Pierre Audi's new production of the Ring in Amsterdam breaks with the stage tradition Wagner himself initiated, of the invisible orchestra. In the Muziektheater's contorted space, the pit is always open but, as in the Monteverdi cycle, it is here encircled by a walkway. This is used to great effect for scenes such as Alberich's curse and Erda's intervention (Anne Gjevang on magnificent form). The Residentie Orchestra's performance was distinguished more by occasional excellence (eg the feather passage heralding Freia's return) than by a sense of the score's architecture. Overall, it sounded pallid: the Nibelung terror made no impact at all. On the other hand, as it were, conductor Hartmut Haenchen does collaborate: he used his left hand to incarnate Alberich-as-a-frog, while continuing to conduct with his right.

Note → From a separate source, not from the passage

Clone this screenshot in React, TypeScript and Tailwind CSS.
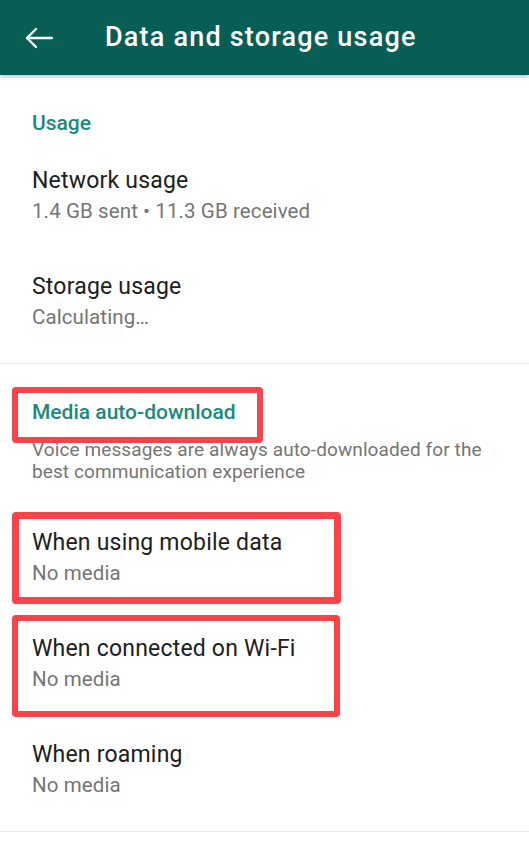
import React from "react";

const rows1 = [
  { title: "Network usage", sub: "1.4 GB sent \u2022 11.3 GB received" },
  { title: "Storage usage", sub: "Calculating\u2026" },
];

const rows2 = [
  { title: "When using mobile data", sub: "No media" },
  { title: "When connected on Wi-Fi", sub: "No media" },
  { title: "When roaming", sub: "No media" },
];

const Row = ({ title, sub }: { title: string; sub: string }) => (
  <div className="pl-[32px] py-[25px]">
    <div className="text-[23px] leading-[28px] tracking-[0.2px] text-[#202020]">{title}</div>
    <div className="mt-[4px] text-[20.5px] leading-[24px] tracking-[0.1px] text-[#757575]">{sub}</div>
  </div>
);

const SectionTitle = ({ children }: { children: React.ReactNode }) => (
  <div className="pl-[32px] pt-[36px] text-[21px] leading-[24px] font-medium text-[#1b8a7b]">
    {children}
  </div>
);

export default function App() {
  return (
    <div className="relative min-h-screen bg-white font-['Roboto',sans-serif]">
      {/* Toolbar */}
      <div className="h-[75px] bg-[#075e54] flex items-center shadow-[0_2px_4px_rgba(0,0,0,0.25)] relative z-10">
        <svg className="ml-[25px]" width="28" height="22" viewBox="0 0 28 22" fill="none" stroke="white" strokeWidth="2.4" strokeLinecap="round" strokeLinejoin="round">
          <path d="M27 11H2.5" />
          <path d="M11 2L2 11l9 9" />
        </svg>
        <h1 className="ml-[52px] text-white text-[27px] font-medium tracking-[1.2px]">Data and storage usage</h1>
      </div>

      {/* Usage */}
      <SectionTitle>Usage</SectionTitle>
      <div className="mt-[7px]">
        {rows1.map((r) => (
          <Row key={r.title} {...r} />
        ))}
      </div>
      <div className="mt-[9px] h-px bg-[#e9e9e9]" />

      {/* Media auto-download */}
      <SectionTitle>Media auto-download</SectionTitle>
      <p className="pl-[32px] pr-[20px] mt-[15px] text-[19px] leading-[22px] tracking-[0.1px] text-[#757575]">
        Voice messages are always auto-downloaded for the best communication experience
      </p>
      <div className="mt-[21px]">
        {rows2.map((r) => (
          <Row key={r.title} {...r} />
        ))}
      </div>
      <div className="mt-[9px] h-px bg-[#e9e9e9]" />

      {/* Annotation boxes */}
      <div className="absolute left-[12px] top-[387px] w-[251px] h-[56px] border-[6px] border-[#fb4349] rounded-[4px]" />
      <div className="absolute left-[12px] top-[512px] w-[329px] h-[92px] border-[7px] border-[#fb4349] rounded-[4px]" />
      <div className="absolute left-[12px] top-[615px] w-[328px] h-[102px] border-[6px] border-[#fb4349] rounded-[4px]" />
    </div>
  );
}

George Tsypin's stage was dominated by two large platforms suspended at an angle in the air, one opaque, one transparent and made of plastic- covered glass. When the excellent Rhinedaughters ran on to the latter, apparently floating in mid-air, the audience held their breath. Their games with the formidable Alberich of Henk Smit, swollen-headed and clad in a dirty mac, had great spirit. The pace slowed in the first gods' scene. A screen at the back showed video projections (arbitrary, enlarged details of the stage action and repetitive sequences of chains in slow motion). There was also little sense of a marriage between Fricka (Reinhild Runkel) and the Wotan of John Brocheler, who will doubtless flesh out the character in the later works. Carola Hohn as Freia, Jurgen Freier as Donner and Albert Bonnema as Froh sang their solo moments well, but all the gods were impeded by Eiko Ishioka's luxuriantly pleated costumes. Presumably they were meant to suggest a decadent nobility, salon samurai. Unfortunately, voluminous sleeves encouraged them all to indulge in swooshy operatic gestures. They used to be known as "cloak business". The first-rate Giants (Peter Mikulas as Fasolt and Carsten Stabell as Fafner) wore bulbous, mud-caked skin outfits. The Nibelungs' costumes seemed more arbitrary - the oppressed mass comprised faceless ET clones, but for some reason Mime was a scaly, hairy bug. Thankfully, the ever resourceful Graham Clark made Mime entirely his own. Loge, a camp, bald, epicene figure in black, fretfully manipulating a length of silk, was faintly reminiscent of Leigh Bowery. Chris Merritt became steadily more convincing and authoritative in the role. It's sometimes given to faded tenors, and proves a revelation sung in bel canto style with immaculate articulation.

Das Rheingold is notoriously hard to stage on its own, since it needs to anticipate what comes later. On this showing, Amsterdam's new Ring has begun very promisingly: the crucial architecture is already in place. Die Walkure follows in January.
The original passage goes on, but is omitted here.